From a population that is not normally distributed and whose standard deviation is not known, a sample of 50 items is selected to develop an interval estimate for mean. Which of the following statements are true?

a) the standard normal distribution can be used
b) the t distribution with 50 degrees of freedom must be used
c) the t distribution with 49 degrees of freedom must be used
d) the sample size must be increased in order to develop an interval estimate

Answer 1

The correct approach for developing an interval estimate for the mean from a non-normally distributed population with unknown standard deviation and a sample size of 50 is to use the t distribution with 49 degrees of freedom.

Step-by-step explanation:

From a population that is not normally distributed and whose standard deviation is not known, a sample of 50 items is selected to develop an interval estimate for the mean. The correct statement in this scenario is that the t distribution with 49 degrees of freedom must be used, which corresponds to option c). This is because the sample standard deviation (s) is used as an estimate for the unknown population standard deviation (σ), and the degrees of freedom are equal to the sample size minus one (df = n - 1). As the sample size is greater than 30, the t distribution can still be used even if the population is not normally distributed.

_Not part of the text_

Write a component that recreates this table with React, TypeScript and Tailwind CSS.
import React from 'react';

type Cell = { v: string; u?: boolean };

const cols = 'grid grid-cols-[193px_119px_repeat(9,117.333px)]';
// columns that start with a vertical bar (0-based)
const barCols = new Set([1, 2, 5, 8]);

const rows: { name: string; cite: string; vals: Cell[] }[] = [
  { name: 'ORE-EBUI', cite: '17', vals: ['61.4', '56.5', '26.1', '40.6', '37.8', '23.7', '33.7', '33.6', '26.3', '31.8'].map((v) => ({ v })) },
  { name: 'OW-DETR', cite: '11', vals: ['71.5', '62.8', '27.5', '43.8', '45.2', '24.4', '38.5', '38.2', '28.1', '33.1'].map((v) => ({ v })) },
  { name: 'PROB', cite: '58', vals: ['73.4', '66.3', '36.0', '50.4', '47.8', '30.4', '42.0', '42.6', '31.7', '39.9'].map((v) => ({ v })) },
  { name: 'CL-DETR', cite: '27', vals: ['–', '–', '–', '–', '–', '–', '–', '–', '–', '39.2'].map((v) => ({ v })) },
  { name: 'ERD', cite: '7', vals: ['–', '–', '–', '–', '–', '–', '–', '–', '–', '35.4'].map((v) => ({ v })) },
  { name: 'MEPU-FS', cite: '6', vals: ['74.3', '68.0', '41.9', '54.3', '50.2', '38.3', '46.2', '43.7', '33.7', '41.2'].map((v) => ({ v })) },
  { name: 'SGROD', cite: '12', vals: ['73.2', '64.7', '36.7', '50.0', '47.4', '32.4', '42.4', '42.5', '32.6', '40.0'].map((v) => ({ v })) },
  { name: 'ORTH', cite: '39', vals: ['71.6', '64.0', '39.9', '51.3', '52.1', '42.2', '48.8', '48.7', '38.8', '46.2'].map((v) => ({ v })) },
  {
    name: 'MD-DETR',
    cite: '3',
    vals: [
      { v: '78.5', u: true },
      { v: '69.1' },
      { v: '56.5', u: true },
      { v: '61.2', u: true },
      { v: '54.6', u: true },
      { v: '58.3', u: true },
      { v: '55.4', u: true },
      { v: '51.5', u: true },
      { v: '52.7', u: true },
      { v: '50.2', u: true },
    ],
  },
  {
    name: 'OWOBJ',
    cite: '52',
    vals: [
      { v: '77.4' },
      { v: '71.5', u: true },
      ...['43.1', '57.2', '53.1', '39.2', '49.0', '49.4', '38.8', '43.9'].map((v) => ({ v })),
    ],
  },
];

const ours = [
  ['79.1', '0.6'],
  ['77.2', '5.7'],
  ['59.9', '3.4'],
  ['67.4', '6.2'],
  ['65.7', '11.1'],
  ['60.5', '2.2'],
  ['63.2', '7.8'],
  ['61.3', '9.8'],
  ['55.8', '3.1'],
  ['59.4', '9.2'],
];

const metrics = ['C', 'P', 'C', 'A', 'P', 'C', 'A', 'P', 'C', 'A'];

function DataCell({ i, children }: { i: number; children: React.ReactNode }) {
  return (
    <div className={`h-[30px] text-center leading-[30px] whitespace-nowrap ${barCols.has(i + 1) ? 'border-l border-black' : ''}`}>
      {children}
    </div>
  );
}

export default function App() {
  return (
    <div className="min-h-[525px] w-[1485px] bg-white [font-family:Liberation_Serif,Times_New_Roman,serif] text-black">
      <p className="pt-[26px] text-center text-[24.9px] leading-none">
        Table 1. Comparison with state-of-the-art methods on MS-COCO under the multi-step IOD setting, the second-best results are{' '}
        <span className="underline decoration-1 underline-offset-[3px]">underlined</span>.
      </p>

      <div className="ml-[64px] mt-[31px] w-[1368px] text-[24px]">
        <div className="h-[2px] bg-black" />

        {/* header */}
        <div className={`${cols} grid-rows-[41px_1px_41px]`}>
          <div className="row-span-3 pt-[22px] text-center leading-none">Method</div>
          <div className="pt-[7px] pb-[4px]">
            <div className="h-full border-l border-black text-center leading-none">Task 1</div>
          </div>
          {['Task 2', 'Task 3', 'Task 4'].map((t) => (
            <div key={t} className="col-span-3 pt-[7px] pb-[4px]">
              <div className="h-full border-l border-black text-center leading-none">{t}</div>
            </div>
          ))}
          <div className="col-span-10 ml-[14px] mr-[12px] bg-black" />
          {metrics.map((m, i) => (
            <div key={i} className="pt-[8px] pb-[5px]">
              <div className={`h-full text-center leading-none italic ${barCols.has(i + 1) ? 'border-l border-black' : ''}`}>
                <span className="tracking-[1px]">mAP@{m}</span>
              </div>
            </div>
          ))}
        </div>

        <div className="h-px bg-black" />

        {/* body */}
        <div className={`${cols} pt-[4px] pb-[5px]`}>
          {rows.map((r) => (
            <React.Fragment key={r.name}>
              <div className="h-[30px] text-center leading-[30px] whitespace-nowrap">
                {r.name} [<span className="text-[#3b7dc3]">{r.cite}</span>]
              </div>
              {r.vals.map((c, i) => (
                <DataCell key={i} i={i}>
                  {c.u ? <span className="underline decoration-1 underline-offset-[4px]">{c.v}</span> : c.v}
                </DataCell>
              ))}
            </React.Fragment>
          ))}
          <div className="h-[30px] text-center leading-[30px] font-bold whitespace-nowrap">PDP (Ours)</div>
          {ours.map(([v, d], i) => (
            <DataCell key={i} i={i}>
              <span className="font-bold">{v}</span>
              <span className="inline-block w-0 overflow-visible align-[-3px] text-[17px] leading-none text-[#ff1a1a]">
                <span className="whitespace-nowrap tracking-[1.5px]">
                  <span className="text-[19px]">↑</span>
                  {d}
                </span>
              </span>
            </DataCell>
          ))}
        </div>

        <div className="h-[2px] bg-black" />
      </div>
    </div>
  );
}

It is not correct that the standard normal distribution can be used (option a), as it is more appropriate when the population standard deviation is known. Increasing the sample size (option d) is not necessary to develop an interval estimate since a sample of 50 is sufficient for the t distribution to be a reasonable approximation.

Answer 2

Correct option: c) the t distribution with 49 degrees of freedom must be used

Step-by-step explanation:

The (1 - α)% confidence interval for population mean (μ) is:

`CI=\bar x\pm z_(\alpha/2)(\sigma)/(√(n))`

OR

`CI=\bar x\pm t_(\alpha/2, (n-1))(s)/(√(n))`

A t-interval is used when the there is no information provided about the population standard deviation and when the population is normally distributed.

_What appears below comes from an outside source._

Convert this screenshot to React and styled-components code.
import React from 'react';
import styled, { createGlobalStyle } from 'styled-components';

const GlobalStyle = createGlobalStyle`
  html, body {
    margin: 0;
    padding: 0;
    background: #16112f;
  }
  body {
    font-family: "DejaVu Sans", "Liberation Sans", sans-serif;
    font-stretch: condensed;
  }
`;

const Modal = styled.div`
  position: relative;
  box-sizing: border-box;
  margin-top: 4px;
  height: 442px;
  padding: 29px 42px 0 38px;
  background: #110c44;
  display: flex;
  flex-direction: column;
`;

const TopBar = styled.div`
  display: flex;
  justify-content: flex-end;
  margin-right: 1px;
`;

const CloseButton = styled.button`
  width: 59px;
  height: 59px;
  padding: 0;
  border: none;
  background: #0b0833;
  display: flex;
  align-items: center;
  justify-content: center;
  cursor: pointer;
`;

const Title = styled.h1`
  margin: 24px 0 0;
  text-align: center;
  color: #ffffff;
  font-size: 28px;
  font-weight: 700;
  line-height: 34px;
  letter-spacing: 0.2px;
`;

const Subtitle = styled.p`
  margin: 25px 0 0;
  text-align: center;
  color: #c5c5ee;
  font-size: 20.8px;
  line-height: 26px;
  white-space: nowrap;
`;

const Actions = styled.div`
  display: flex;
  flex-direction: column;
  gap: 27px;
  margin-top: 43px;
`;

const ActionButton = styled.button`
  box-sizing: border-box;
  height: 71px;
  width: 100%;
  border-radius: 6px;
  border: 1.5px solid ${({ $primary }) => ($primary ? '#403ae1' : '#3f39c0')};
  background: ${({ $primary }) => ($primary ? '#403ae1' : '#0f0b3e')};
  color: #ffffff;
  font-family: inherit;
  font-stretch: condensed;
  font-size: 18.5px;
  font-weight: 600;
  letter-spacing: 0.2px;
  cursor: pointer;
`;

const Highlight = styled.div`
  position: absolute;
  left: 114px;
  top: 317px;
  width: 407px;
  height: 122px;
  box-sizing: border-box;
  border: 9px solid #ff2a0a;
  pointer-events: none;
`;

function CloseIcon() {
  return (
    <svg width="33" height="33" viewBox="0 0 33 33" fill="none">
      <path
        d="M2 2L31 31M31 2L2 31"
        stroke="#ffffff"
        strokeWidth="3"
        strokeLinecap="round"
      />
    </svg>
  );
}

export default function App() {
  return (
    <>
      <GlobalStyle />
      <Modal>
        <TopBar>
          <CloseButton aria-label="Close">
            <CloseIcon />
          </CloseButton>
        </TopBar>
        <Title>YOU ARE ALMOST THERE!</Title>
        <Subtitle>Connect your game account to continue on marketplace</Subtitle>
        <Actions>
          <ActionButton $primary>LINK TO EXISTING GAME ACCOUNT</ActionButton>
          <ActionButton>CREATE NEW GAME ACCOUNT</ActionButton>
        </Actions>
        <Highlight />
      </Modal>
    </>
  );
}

In this case there is no information about the population standard deviation and the population is also not normally distributed.

But as the t-distribution is derived from the normal distribution, to construct a t-interval the sample drawn must be large, i.e. n > 30.

Because for large sample sizes the sampling distribution of sample means will follow a Normal distribution with mean μ of the population and standard deviation
`(s)/(√(n))`.

In this case the sample size is, n = 50 > 30.

So a t distribution with n - 1 = 50 - 1 = 49 degrees of freedom will be used to construct the confidence interval for mean.